Carnival came public in the 1980s and entered a modest uptrend that accelerated after breaking out above resistance at $13 in 1995. The advance continued into the second quarter of 1999, when the stock topped out at $53.50 and entered a downtrend that found support in the mid-teens after the September attacks in 2001. It tested that low successfully in 2003 and turned higher, completing a round trip into the prior high in 2005.
The subsequent reversal reached the 2003 low during the 2008 economic crisis, reinforcing support ahead of a slow-motion uptick that took another seven years to reach range resistance. It finally broke out in 2017, but gains were limited, posting an all-time high at $72.70 when the trade war broke out in January 2018. A steady decline off that peak accelerated in February 2020, breaking long-term support in less than three weeks.

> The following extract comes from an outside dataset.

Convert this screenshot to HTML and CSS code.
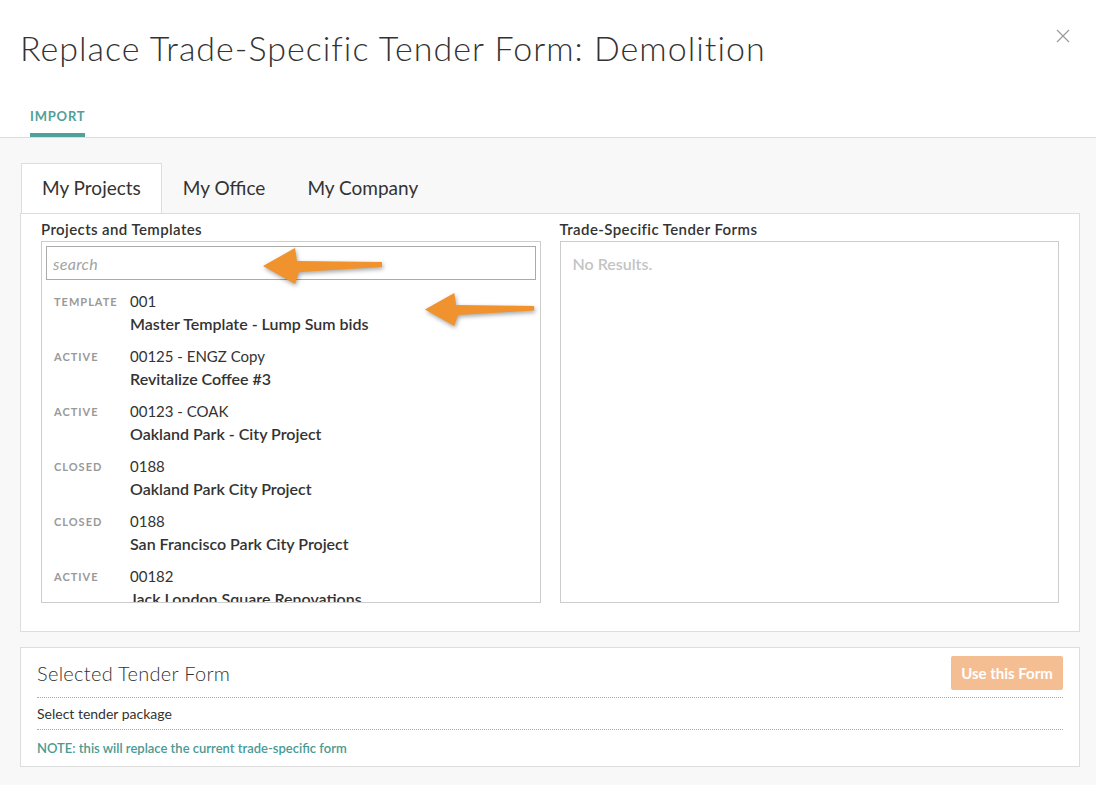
FILE: index.html
```html
<!DOCTYPE html>
<html>
<head>
  <meta charset="UTF-8">
  <title>Replace Trade-Specific Tender Form</title>
  <link rel="stylesheet" href="styles.css">
</head>
<body>
  <div class="modal">
    <div class="modal-head">
      <h1>Replace Trade-Specific Tender Form: Demolition</h1>
      <svg class="close" width="14" height="14" viewBox="0 0 14 14"><path d="M1 1L13 13M13 1L1 13" stroke="#9a9a9a" stroke-width="1.2" fill="none"/></svg>
      <div class="head-tabs">
        <span class="head-tab">IMPORT</span>
      </div>
    </div>

    <div class="modal-body">
      <div class="tabs">
        <div class="tab active">My Projects</div>
        <div class="tab">My Office</div>
        <div class="tab">My Company</div>
      </div>

      <div class="panel">
        <div class="col">
          <div class="col-label">Projects and Templates</div>
          <div class="box list-box">
            <div class="search-wrap">
              <input class="search" placeholder="search" />
            </div>
            <div class="item">
              <div class="status">TEMPLATE</div>
              <div><div class="num">001</div><div class="name">Master Template - Lump Sum bids</div></div>
            </div>
            <div class="item">
              <div class="status">ACTIVE</div>
              <div><div class="num">00125 - ENGZ Copy</div><div class="name">Revitalize Coffee #3</div></div>
            </div>
            <div class="item">
              <div class="status">ACTIVE</div>
              <div><div class="num">00123 - COAK</div><div class="name">Oakland Park - City Project</div></div>
            </div>
            <div class="item">
              <div class="status">CLOSED</div>
              <div><div class="num">0188</div><div class="name">Oakland Park City Project</div></div>
            </div>
            <div class="item">
              <div class="status">CLOSED</div>
              <div><div class="num">0188</div><div class="name">San Francisco Park City Project</div></div>
            </div>
            <div class="item">
              <div class="status">ACTIVE</div>
              <div><div class="num">00182</div><div class="name">Jack London Square Renovations</div></div>
            </div>
            <svg class="arrow arrow-search" width="122" height="40" viewBox="0 0 122 40"><path d="M1 19L33 1L35 14L120 15L120 20L37 25L33 37Z" fill="#f0922e"/></svg>
            <svg class="arrow arrow-item" width="112" height="37" viewBox="0 0 122 40"><path d="M1 19L33 1L35 14L120 15L120 20L37 25L33 37Z" fill="#f0922e"/></svg>
          </div>
        </div>
        <div class="col">
          <div class="col-label">Trade-Specific Tender Forms</div>
          <div class="box">
            <div class="empty">No Results.</div>
          </div>
        </div>
      </div>

      <div class="selected">
        <div class="selected-head">
          <span class="selected-title">Selected Tender Form</span>
          <button class="use-btn">Use this Form</button>
        </div>
        <div class="selected-row">Select tender package</div>
        <div class="note">NOTE: this will replace the current trade-specific form</div>
      </div>
    </div>
  </div>
</body>
</html>
```

FILE: styles.css
```css
body { margin: 0; font-family: Lato, "Open Sans", sans-serif; color: #333; background: #f8f8f8; }
.modal { width: 1096px; min-height: 785px; }
.modal-head { background: #fff; border-bottom: 1px solid #ddd; position: relative; padding: 0 20px; }
.modal-head h1 { margin: 0; padding-top: 26px; font-weight: 300; font-size: 34px; line-height: 44px; color: #333; letter-spacing: 1px; }
.close { position: absolute; right: 26px; top: 29px; }
.head-tabs { padding-left: 10px; margin-top: 38px; display: flex; }
.head-tab { font-size: 13px; font-weight: 700; color: #52a09a; letter-spacing: 0.8px; padding-bottom: 9px; border-bottom: 4px solid #52a09a; line-height: 16px; }

.modal-body { padding: 24px 16px 19px 20px; }
.tabs { display: flex; padding-left: 1px; }
.tab { font-size: 19px; padding: 0 20px 0 20px; height: 50px; line-height: 50px; color: #333; border: 1px solid transparent; border-bottom: none; position: relative; }
.tab.active { background: #fff; border-color: #ddd; top: 1px; height: 49px; line-height: 48px; }

.panel { background: #fff; border: 1px solid #ddd; padding: 5px 20px 28px 20px; display: flex; gap: 19px; }
.col { flex: 1; }
.col-label { font-size: 15px; font-weight: 600; color: #333; line-height: 20px; margin-bottom: 2px; letter-spacing: 0.4px; }
.box { border: 1px solid #ccc; height: 360px; position: relative; overflow: hidden; }
.search-wrap { padding: 4px 4px 0 4px; }
.search { width: 100%; box-sizing: border-box; height: 34px; border: 1px solid #aaa; font-family: inherit; font-size: 16px; letter-spacing: 0.3px; padding: 0 6px; outline: none; }
.search::placeholder { font-style: italic; color: #a3a3a3; }
.item { display: flex; padding-left: 12px; margin-top: 10px; }
.item:first-of-type { margin-top: 10px; }
.status { width: 76px; flex: none; font-size: 11px; font-weight: 700; color: #999; letter-spacing: 1px; line-height: 23px; }
.num { font-size: 15px; line-height: 22px; color: #333; }
.name { font-size: 16px; font-weight: 600; line-height: 23px; color: #333; }
.empty { padding: 12px 12px; font-size: 16px; font-weight: 600; color: #c4c4c4; }
.arrow { position: absolute; filter: drop-shadow(1px 2px 2px rgba(0,0,0,0.35)); }
.arrow-search { left: 220px; top: 5px; }
.arrow-item { left: 382px; top: 50px; }

.selected { margin-top: 15px; background: #fff; border: 1px solid #ddd; padding: 8px 16px 0 16px; }
.selected-head { display: flex; justify-content: space-between; align-items: center; padding-bottom: 7px; border-bottom: 1px dotted #aaa; }
.selected-title { font-size: 20px; font-weight: 300; color: #333; letter-spacing: 0.3px; }
.use-btn { background: #f5be92; color: #fff; border: none; border-radius: 2px; font-family: inherit; font-size: 15px; font-weight: 700; width: 112px; height: 34px; }
.selected-row { font-size: 14px; line-height: 31px; border-bottom: 1px dotted #aaa; }
.note { font-size: 13px; color: #4a9a93; line-height: 36px; font-weight: 600; }
```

The stock is now trading just six points above the all-time low posted in 1987, raising doubts about long-term survival. This week’s secondary will add less than $1 billion to the coffers, but new shareholders will act as a buffer against short sellersso it might buy the company a little time. Even so, the sale tells us that Carnival no longer has access to commercial lenders, which clearly don’t want to underwrite the excessive risk.
Royal Caribbean opened on the public exchanges at $9.38 in April 1993, posting a low at $7.82 a month later and turning higher in an uptrend that stalled at $15.25 in 1994. A 1997 breakout gathered momentum into the end of 1999, topping out at $58.88, ahead of a brutal downtrend that gave up 100% of rally gains before bottoming out seven cents below the 1993 low in September 2001. A strong bounce stalled less than four points under the prior high on 2005, marking a peak that wasn’t challenged for the next nine years.
The stock crashed through the 2003 low during the 2008 economic collapse, posted an all-time low at $5.40, and turned higher into the new decade. This advance reached resistance in 2014, triggering an immediate breakout and two-legged uptrend that hit an all-time high at $135.65 in January 2018. The stock failed the breakout in February 2020 and has now violated the .786 Fibonacci retracement of the nine-year uptrend, raising the odds that the decline will reach the 2009 low.
The Bottom Line
Cruise ship credit lines are drying up quickly, forcing these battered companies into fights for survival that may not be winnable.
Disclosure: The author held no positions in the aforementioned securities at the time of publication.